Repository character encoding detection isn't accurate in some cases (BB-2979)

Dear BitBucket!

When i create folder "РегистрСведений1" bitbucket.org create folder with name "–егистр—ведений1"

You can find this bug in this repo - https://bitbucket.org/karlobruni/co2/src/d500b04e6da7/examples

Thank you very much for response !

  1. David Chambers

    Unless I'm mistaken, this is not a Bitbucket error. If a file's name is correctly encoded it will display correctly on Bitbucket. See, for example, davidchambers/i18n-test/src/35c52e8acd66/Семестр4.

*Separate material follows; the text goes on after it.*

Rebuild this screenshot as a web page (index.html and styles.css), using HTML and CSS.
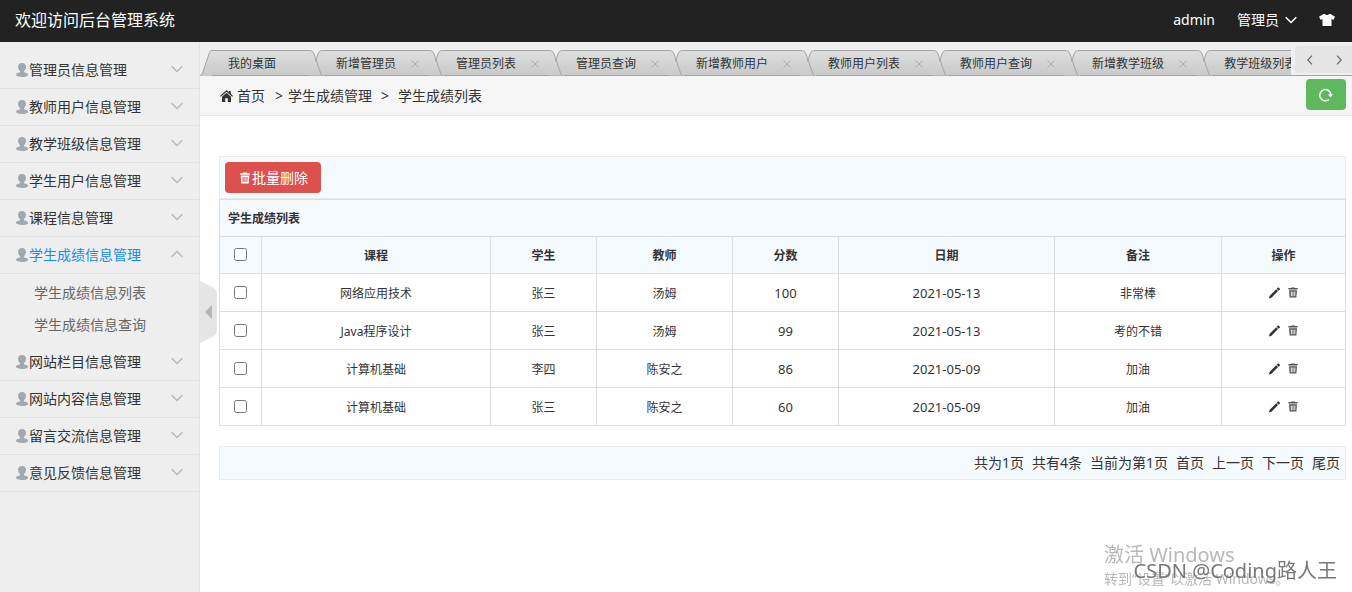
FILE: index.html
```html
<!DOCTYPE html>
<html lang="zh-CN">
<head>
<meta charset="utf-8">
<title>欢迎访问后台管理系统</title>
<link rel="stylesheet" href="styles.css">
</head>
<body>
<svg class="defs" width="0" height="0" aria-hidden="true">
  <defs>
    <linearGradient id="tabfill" x1="0" y1="0" x2="0" y2="26" gradientUnits="userSpaceOnUse">
      <stop offset="0" stop-color="#dedfdf"/><stop offset="1" stop-color="#c9c9ca"/>
    </linearGradient>
    <symbol id="user" viewBox="0 0 12 14"><path d="M6 0C8.400 0 10 1.600 10 3.800 10 5.600 9.200 7.200 8 8v1.300l3 1c.8.400 1.200 1 1.200 2C10.500 13.500 8.500 14 6 14S1.500 13.500 0 12.300c0-1 .4-1.600 1.200-2l2.800-1V8C2.800 7.200 2 5.600 2 3.800 2 1.600 3.600 0 6 0z"/></symbol>
    <symbol id="down" viewBox="0 0 12 8"><path d="M.7 1.200 6 6.500l5.300-5.300"/></symbol>
    <symbol id="up" viewBox="0 0 12 8"><path d="M.7 6.800 6 1.500l5.300 5.300"/></symbol>
    <symbol id="close" viewBox="0 0 8 8"><path d="m.5.500 7 7m0-7-7 7"/></symbol>
    <symbol id="join" viewBox="0 0 16 26">
      <path fill="url(#tabfill)" d="M0 .5C3.500.5 5 1 6 4L13.500 25.500H0zM7.500 11.500 10 4C11 1 12.500.5 16 .5V26H13.500z"/>
      <path fill="none" stroke="#a3a3a3" d="M0 .5C3.500.5 5 1 6 4l6.200 18c.8 2.500 1.300 3.500 2.800 3.500M7.500 11.500 10 4C11 1 12.500.5 16 .5"/>
    </symbol>
    <symbol id="pencil" viewBox="0 0 12 12"><path d="M0 12l.6-2.800L7.900 2l1.900 1.900L2.700 11.300zM8.400 1.400 9.600.2c.4-.3.800-.2 1.100 0l1 1c.3.400.3.800 0 1.200l-1.200 1.200z"/></symbol>
    <symbol id="bin" viewBox="0 0 10 12"><path fill-rule="evenodd" d="M3 1.200V.5h4v.7h3v1.600H0V1.200zM.7 3.500h8.600L8.700 11.500H1.300zM2.500 5l.2 5h1l-.1-5zm2 0v5h1V5zm2 0-.1 5h1l.2-5z"/></symbol>
  </defs>
</svg>

<header class="topbar">
  <h1 class="brand">欢迎访问后台管理系统</h1>
  <nav class="account">
    <a href="#">admin</a>
    <button class="plain role" type="button">管理员<svg class="chevron" width="12" height="8"><use href="#down"/></svg></button>
    <button class="plain" type="button" aria-label="换肤"><svg class="shirt" width="16" height="12" viewBox="0 0 16 12"><path d="M4.500 0H6c.5 1.300 3.500 1.300 4 0h1.500L16 2.800 14.300 6 12.500 5V12h-9V5L1.700 6 0 2.800z"/></svg></button>
  </nav>
</header>

<div class="shell">
  <aside class="side">
    <nav class="menu">
      <button class="menu-item" type="button"><svg class="user" width="12" height="14"><use href="#user"/></svg><span>管理员信息管理</span><svg class="chevron" width="12" height="8"><use href="#down"/></svg></button>
      <button class="menu-item" type="button"><svg class="user" width="12" height="14"><use href="#user"/></svg><span>教师用户信息管理</span><svg class="chevron" width="12" height="8"><use href="#down"/></svg></button>
      <button class="menu-item" type="button"><svg class="user" width="12" height="14"><use href="#user"/></svg><span>教学班级信息管理</span><svg class="chevron" width="12" height="8"><use href="#down"/></svg></button>
      <button class="menu-item" type="button"><svg class="user" width="12" height="14"><use href="#user"/></svg><span>学生用户信息管理</span><svg class="chevron" width="12" height="8"><use href="#down"/></svg></button>
      <button class="menu-item" type="button"><svg class="user" width="12" height="14"><use href="#user"/></svg><span>课程信息管理</span><svg class="chevron" width="12" height="8"><use href="#down"/></svg></button>
      <button class="menu-item active" type="button" aria-expanded="true"><svg class="user" width="12" height="14"><use href="#user"/></svg><span>学生成绩信息管理</span><svg class="chevron" width="12" height="8"><use href="#up"/></svg></button>
      <div class="submenu"><a href="#">学生成绩信息列表</a><a href="#">学生成绩信息查询</a></div>
      <button class="menu-item" type="button"><svg class="user" width="12" height="14"><use href="#user"/></svg><span>网站栏目信息管理</span><svg class="chevron" width="12" height="8"><use href="#down"/></svg></button>
      <button class="menu-item" type="button"><svg class="user" width="12" height="14"><use href="#user"/></svg><span>网站内容信息管理</span><svg class="chevron" width="12" height="8"><use href="#down"/></svg></button>
      <button class="menu-item" type="button"><svg class="user" width="12" height="14"><use href="#user"/></svg><span>留言交流信息管理</span><svg class="chevron" width="12" height="8"><use href="#down"/></svg></button>
      <button class="menu-item" type="button"><svg class="user" width="12" height="14"><use href="#user"/></svg><span>意见反馈信息管理</span><svg class="chevron" width="12" height="8"><use href="#down"/></svg></button>
    </nav>
    <button class="plain fold" type="button" aria-label="收起菜单"><svg width="17" height="62" viewBox="0 0 17 62"><path fill="#e5e5e5" d="M0 0 14 7q3 2 3 5v38q0 3-3 5L0 62z"/><path fill="#b5b5b5" d="M12 24v14l-7-7z"/></svg></button>
  </aside>

  <main class="main">
    <div class="tabbar">
      <div class="tabs">
        <svg class="edge" width="12" height="26" viewBox="0 0 12 26"><path fill="url(#tabfill)" d="M1 26 9 4C10 1 10.500.5 12 .5V26z"/><path fill="none" stroke="#a3a3a3" d="M0 25.500C2 25.500 2.500 23 3 21.500L9 4C10 1 10.500.5 12 .5"/></svg>
        <div class="tab home"><a href="#">我的桌面</a></div>
        <svg class="edge" width="16" height="26"><use href="#join"/></svg>
        <div class="tab"><a href="#">新增管理员</a><button class="plain close" type="button" aria-label="关闭"><svg width="8" height="8"><use href="#close"/></svg></button></div>
        <svg class="edge" width="16" height="26"><use href="#join"/></svg>
        <div class="tab"><a href="#">管理员列表</a><button class="plain close" type="button" aria-label="关闭"><svg width="8" height="8"><use href="#close"/></svg></button></div>
        <svg class="edge" width="16" height="26"><use href="#join"/></svg>
        <div class="tab"><a href="#">管理员查询</a><button class="plain close" type="button" aria-label="关闭"><svg width="8" height="8"><use href="#close"/></svg></button></div>
        <svg class="edge" width="16" height="26"><use href="#join"/></svg>
        <div class="tab"><a href="#">新增教师用户</a><button class="plain close" type="button" aria-label="关闭"><svg width="8" height="8"><use href="#close"/></svg></button></div>
        <svg class="edge" width="16" height="26"><use href="#join"/></svg>
        <div class="tab"><a href="#">教师用户列表</a><button class="plain close" type="button" aria-label="关闭"><svg width="8" height="8"><use href="#close"/></svg></button></div>
        <svg class="edge" width="16" height="26"><use href="#join"/></svg>
        <div class="tab"><a href="#">教师用户查询</a><button class="plain close" type="button" aria-label="关闭"><svg width="8" height="8"><use href="#close"/></svg></button></div>
        <svg class="edge" width="16" height="26"><use href="#join"/></svg>
        <div class="tab"><a href="#">新增教学班级</a><button class="plain close" type="button" aria-label="关闭"><svg width="8" height="8"><use href="#close"/></svg></button></div>
        <svg class="edge" width="16" height="26"><use href="#join"/></svg>
        <div class="tab"><a href="#">教学班级列表</a><button class="plain close" type="button" aria-label="关闭"><svg width="8" height="8"><use href="#close"/></svg></button></div>
      </div>
      <div class="scroller">
        <button class="plain" type="button" aria-label="向左"><svg width="6" height="10" viewBox="0 0 6 10"><path d="M5 .7.800 5 5 9.300"/></svg></button>
        <button class="plain" type="button" aria-label="向右"><svg width="6" height="10" viewBox="0 0 6 10"><path d="M1 .7 5.200 5 1 9.300"/></svg></button>
      </div>
    </div>

    <div class="crumbs">
      <svg width="13" height="12" viewBox="0 0 13 12"><path d="M6.500 0 9 2.200V1h1.800v2.800L13 5.900l-.8.900L6.500 1.700.800 6.800 0 5.900zM6.500 2.800l4.500 4V12H7.800V8.300H5.200V12H2V6.800z"/></svg>
      <a href="#">首页</a><span class="sep">&gt;</span><a href="#">学生成绩管理</a><span class="sep wide">&gt;</span><span>学生成绩列表</span>
      <button class="refresh" type="button" aria-label="刷新"><svg width="14" height="14" viewBox="0 0 14 14"><path fill="none" stroke="#fff" stroke-width="1.500" d="M9.800 11.700A5.600 5.600 0 1 1 12 6.800"/><path fill="#fff" d="M9 6.200h5l-2.400 3z"/></svg></button>
    </div>

    <div class="content">
      <div class="toolbar"><button class="delete" type="button"><svg width="14" height="12"><use href="#bin"/></svg>批量删除</button></div>
      <table class="grid">
        <colgroup><col class="c-check"><col class="c-course"><col class="c-short"><col class="c-teacher"><col class="c-short"><col class="c-date"><col class="c-note"><col class="c-act"></colgroup>
        <thead>
          <tr><th class="title" colspan="8">学生成绩列表</th></tr>
          <tr><th class="pick"><input type="checkbox" aria-label="全选"></th><th>课程</th><th>学生</th><th>教师</th><th>分数</th><th>日期</th><th>备注</th><th>操作</th></tr>
        </thead>
        <tbody>
          <tr><td class="pick"><input type="checkbox" aria-label="选择第1行"></td><td>网络应用技术</td><td>张三</td><td>汤姆</td><td class="num">100</td><td class="num">2021-05-13</td><td>非常棒</td><td class="pick"><div class="acts"><a href="#" aria-label="编辑"><svg width="11" height="12"><use href="#pencil"/></svg></a><a href="#" aria-label="删除"><svg class="bin" width="10" height="11"><use href="#bin"/></svg></a></div></td></tr>
          <tr><td class="pick"><input type="checkbox" aria-label="选择第2行"></td><td>Java程序设计</td><td>张三</td><td>汤姆</td><td class="num">99</td><td class="num">2021-05-13</td><td>考的不错</td><td class="pick"><div class="acts"><a href="#" aria-label="编辑"><svg width="11" height="12"><use href="#pencil"/></svg></a><a href="#" aria-label="删除"><svg class="bin" width="10" height="11"><use href="#bin"/></svg></a></div></td></tr>
          <tr><td class="pick"><input type="checkbox" aria-label="选择第3行"></td><td>计算机基础</td><td>李四</td><td>陈安之</td><td class="num">86</td><td class="num">2021-05-09</td><td>加油</td><td class="pick"><div class="acts"><a href="#" aria-label="编辑"><svg width="11" height="12"><use href="#pencil"/></svg></a><a href="#" aria-label="删除"><svg class="bin" width="10" height="11"><use href="#bin"/></svg></a></div></td></tr>
          <tr><td class="pick"><input type="checkbox" aria-label="选择第4行"></td><td>计算机基础</td><td>张三</td><td>陈安之</td><td class="num">60</td><td class="num">2021-05-09</td><td>加油</td><td class="pick"><div class="acts"><a href="#" aria-label="编辑"><svg width="11" height="12"><use href="#pencil"/></svg></a><a href="#" aria-label="删除"><svg class="bin" width="10" height="11"><use href="#bin"/></svg></a></div></td></tr>
        </tbody>
      </table>
      <div class="pager"><span>共为1页</span><span>共有4条</span><span>当前为第1页</span><a href="#">首页</a><a href="#">上一页</a><a href="#">下一页</a><a href="#">尾页</a></div>
    </div>
  </main>
</div>

<div class="activate"><p class="activate-title">激活 Windows</p><p>转到“设置”以激活 Windows。</p></div>
<div class="credit">CSDN @Coding路人王</div>
</body>
</html>
```
FILE: styles.css
```css
* { box-sizing: border-box; }
body {
  margin: 0;
  min-height: 100vh;
  display: flex;
  flex-direction: column;
  background: #fff;
  color: #333;
  font: 14px/20px "Noto Sans", "Noto Sans CJK SC", sans-serif;
}
a { color: inherit; text-decoration: none; }
button { font: inherit; color: inherit; cursor: pointer; }
svg { display: block; flex: none; }
.defs { position: absolute; }
.plain { border: 0; padding: 0; background: none; }
.chevron { fill: none; stroke: currentColor; stroke-width: 1.5; }

.topbar {
  display: flex;
  align-items: center;
  justify-content: space-between;
  height: 42px;
  padding: 0 17px 2px 15px;
  background: #222;
  color: #fff;
}
.brand { margin: 0; font-size: 16px; font-weight: 400; }
.account { display: flex; align-items: center; gap: 22px; }
.role { display: flex; align-items: center; gap: 6px; }
.shirt { fill: #fff; }

.shell { flex: 1; display: flex; }
.side {
  position: relative;
  flex: none;
  width: 200px;
  padding-top: 10px;
  background: #eee;
  border-right: 1px solid #e2e2e2;
}
.menu { display: flex; flex-direction: column; }
.menu-item {
  display: flex;
  align-items: center;
  height: 37px;
  padding: 0 16px;
  border: 0;
  border-bottom: 1px solid #e2e2e2;
  background: none;
  text-align: left;
}
.menu-item span { flex: 1; padding-left: 1px; }
.menu-item .chevron { margin-bottom: 2px; color: #b8b8b8; }
.user { fill: #a2a8b0; }
.active { color: #148cf1; }
.submenu { display: flex; flex-direction: column; padding: 3px 0 3px 34px; color: #666; }
.submenu a { line-height: 32px; }
.fold { position: absolute; left: 200px; top: 239px; }

.main { flex: 1; min-width: 0; }
.tabbar {
  display: flex;
  height: 34px;
  background: linear-gradient(#a3a3a3, #a3a3a3) bottom / 100% 1px no-repeat #efeff1;
}
.tabs { flex: 1; min-width: 0; display: flex; align-items: flex-end; overflow: hidden; font-size: 12px; }
.edge { height: 26px; }
.tab {
  flex: none;
  display: flex;
  align-items: center;
  gap: 15px;
  height: 26px;
  padding: 2px 9px 0 12px;
  border: solid #a3a3a3;
  border-width: 1px 0;
  background: linear-gradient(#dedfdf, #c9c9ca);
  white-space: nowrap;
}
.home { padding: 2px 32px 0 16px; }
.close { color: #a8adb3; stroke: currentColor; }
.scroller {
  flex: none;
  display: flex;
  align-items: center;
  justify-content: space-between;
  width: 57px;
  height: 27px;
  margin: 4px 0 0 4px;
  padding: 0 10px 0 12px;
  border-radius: 3px 0 0 3px;
  background: #e5e5e5;
}
.scroller svg { fill: none; stroke: #666; stroke-width: 1.2; }

.crumbs {
  display: flex;
  align-items: center;
  height: 40px;
  padding: 0 6px 0 20px;
  background: #f5f5f5;
  border-bottom: 1px solid #e5e5e5;
}
.crumbs > svg { margin-right: 4px; fill: #333; }
.sep { padding: 0 5px 0 10px; }
.wide { padding: 0 9px; }
.refresh, .delete {
  display: flex;
  align-items: center;
  justify-content: center;
  height: 31px;
  border: 0;
  border-radius: 4px;
  color: #fff;
}
.refresh { width: 40px; margin: 0 0 2px auto; padding: 0; background: #5eb95e; }
.delete { padding: 0 13px; background: #dd514c; }
.delete svg { fill: #fff; }

.content { padding: 40px 6px 0 19px; }
.toolbar { padding: 5px; border: 1px solid #ebebeb; background: #f5fafe; }
.grid { width: 100%; table-layout: fixed; border-collapse: collapse; font-size: 12px; text-align: center; }
.grid th, .grid td { height: 38px; padding: 2px 8px 0; border: 1px solid #ddd; }
.grid th { height: 37px; background: #f5fafe; }
.grid .title { text-align: left; }
.grid .pick, .grid .num { padding: 0 8px; }
.grid th.pick { padding-bottom: 1px; }
.grid input { display: block; width: 13px; height: 13px; margin: 0 auto; }
.num { font-size: 13px; }
.c-check { width: 42px; }
.c-course { width: 229px; }
.c-short { width: 106px; }
.c-teacher { width: 136px; }
.c-date { width: 216px; }
.c-note { width: 167px; }
.c-act { width: 124px; }
.acts { display: flex; justify-content: center; gap: 8px; fill: #333; }
.bin { fill: #555; }
.pager {
  display: flex;
  justify-content: flex-end;
  gap: 8px;
  margin-top: 20px;
  padding: 6px 5px;
  border: 1px solid #ebebeb;
  background: #f5fafe;
}

.activate { position: fixed; right: 51px; bottom: 3px; width: 197px; color: #b8b8b8; white-space: nowrap; }
.activate p { margin: 0; }
.activate .activate-title { font-size: 20px; line-height: 28px; }
.credit { position: fixed; right: 15px; bottom: 6px; color: #777; font-size: 20px; line-height: 30px; }
```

    How was the folder created? If your operating system is letting you down you could use the mkdir command (or the Windows equivalent). This is how I created the folder displayed in the aforementioned link.

  2. Brodie Rao

    The problem here is that we're trying to convert the filename to Unicode, but our detection code thinks it's MacCyrillic instead of windows-1251.

    Detecting character encoding is inherently about making educated guesses, so we can't always get it right. When this happens, we do try to degrade gracefully, and I think we have in this case.

    That said, we can probably improve our character detection. For example, we could do character detection on an whole-repo level (using every filename), instead of at a per-filename/path level. I've filed an internal issue to take a look at doing this.